Pertanyaannya sekarang, dimana program RASTRA yang sakti pada waktu itu.. ? Jawabannya, justru RASTRA lahir dan baru terpikirkan akibat krisis tahun 1998 tersebut. Untuk mengatasi krisis pangan, serta menghindari kemungkinan terjadinya krisis sosial, maka pemerintah mengambil kebijakan untuk memberikan subsidi pangan bagi masyarakat melalui Operasi Pasar Khusus (OPK).
Ternyata, langkah yang diambil pemerintah waktu itu sangatlah tepat. Program pemberian subsidi pangan Raskin, seiring berjalannya waktu terbukti efektif meringankan beban pengeluaran masyarakat. Dikarenakan, banyaknya masyarakat umum yang membutuhkan, maka pada tahun 2002 sampai dengan sekarang program tersebut sedikit dimodifikasi dengan menerapkan system targeting, yaitu membatasi sasaran dengan hanya membantu kebutuhan pangan bagi Rumah Tangga Miskin (RTM) saja.
Krisis tahun 2008
Nah.. tahun 2008 merupakan bukti bahwa RASTRA benar-benar sakti meredam krisis ekonomi, setelah 10 tahun dijalankan semenjak tahun 1998. RASTRA merupakan salah satu jaring pengaman sosial dinilai sangat efektif membantu perekonomian masyarakat bawah yang terkenal dengan daya belinya yang rendah.
Logikanya, tanpa krisis saja mereka daya belinya rendah apalagi terkena krisis sungguhan. Pada tahun 2008, pemerintah menambah pagu/jatah RASTRA dimana semula tahun 2007 sebanyak 15,7 juta RTS menjadi 19,1 juta RTS dengan kuantum sekitar 3 juta ton beras.
Jumlah sasaran ini, merupakan jumlah sasaran tertinggi selama RASTRA disalurkan dan mencakup semua rumah tangga miskin berdasarkan hasil pendataan program perlindungan sosial tahun 2008. Semua ini dilakukan guna meredam gejolak krisis global agar dampaknya tidak begitu terasa bagi masyarakat lapisan bawah.
Kesuksesan menyerap gabah beras petani oleh BULOG pada tahun 2008 sebanyak 3,2 juta ton, dilanjutkan pada tahun 2009 disaat krisis global belum mereda. Pengadaan terbanyak sepanjang sejarah dilakukan BULOG sebanyak 3,7 juta ton, dimana produksi beras nasional sebanyak 64.4 juta GKG atau setara 40 juta ton beras.
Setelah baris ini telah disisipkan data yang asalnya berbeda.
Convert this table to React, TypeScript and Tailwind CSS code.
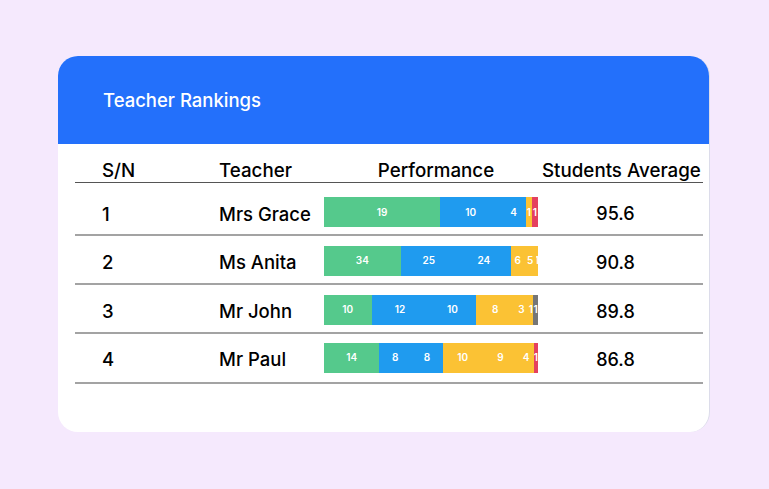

Sebuah kolaborasi tugas yang sangat apik, disatu sisi petani kesejahteraannya meningkat dangan pembelian gabah/beras mereka. Disisi lain, masyararakat miskin terbantu dengan program subsidi beras yang mereka tebus dengan harga murah. Dengan pengadaan melimpah, pemerintah menjadi lebih leluasa dalam mengintervensi pasar.
Memperbanyak penyaluran raskin merupakan strategi konkret, campur tangan yang dilakukan pemerintah pada sisi supply (penawaran) atau sisi produsen. Penambahan kuantum dan jumlah bulan penyaluran semakin membuat harga beras stabil di pasaran.
Sehingga masyarakat paling bawah yang biasanya paling rentan terhadap krisis menjadi terlindungi. Tidak ada kepanikan yang terjadi ditengah-tengah masyarakat. Gejala “panic buying” tidak terdengar dan menjalar seperti pada krisis pangan 1965 dan 1998.
Konklusi
Namun jika kita merujuk artikel dari ekonom Faisal Basri tentang siklus krisis 20 tahunan, maka artinya krisis tersebut akan terjadi pada tahun 2018, yang berarti juga tahun depan. Tapi sayang seribu sayang, justru pada tahun tersebut sebuah kontradiksi akan terjadi.
RASTRA yang dikelola oleh BULOG dan sudah terbukti ampuh, akan digantikan dengan BPNT (Bantuan Pangan Non Tunai) yang kental dengan aroma liberalisasi pasar. Semua pihak boleh memasok, bebas berkompetisi dan bukan hanya BULOG sebagai pemasok tunggal.
Negara sengaja menarik diri untuk mencampuri pasar untuk membiarkan swasta lebih berperan. Walaupun faktanya, KPPU sudah mengindikasikan adanya praktek kartel beras yang besar di sejumlah daerah sentra produksi padi.
Mudah-mudahan ramalan diatas tidak akan pernah terjadi dan pemerintah segera sadar untuk menghindari perjudian yang peruntungannya belum bisa dipastikan.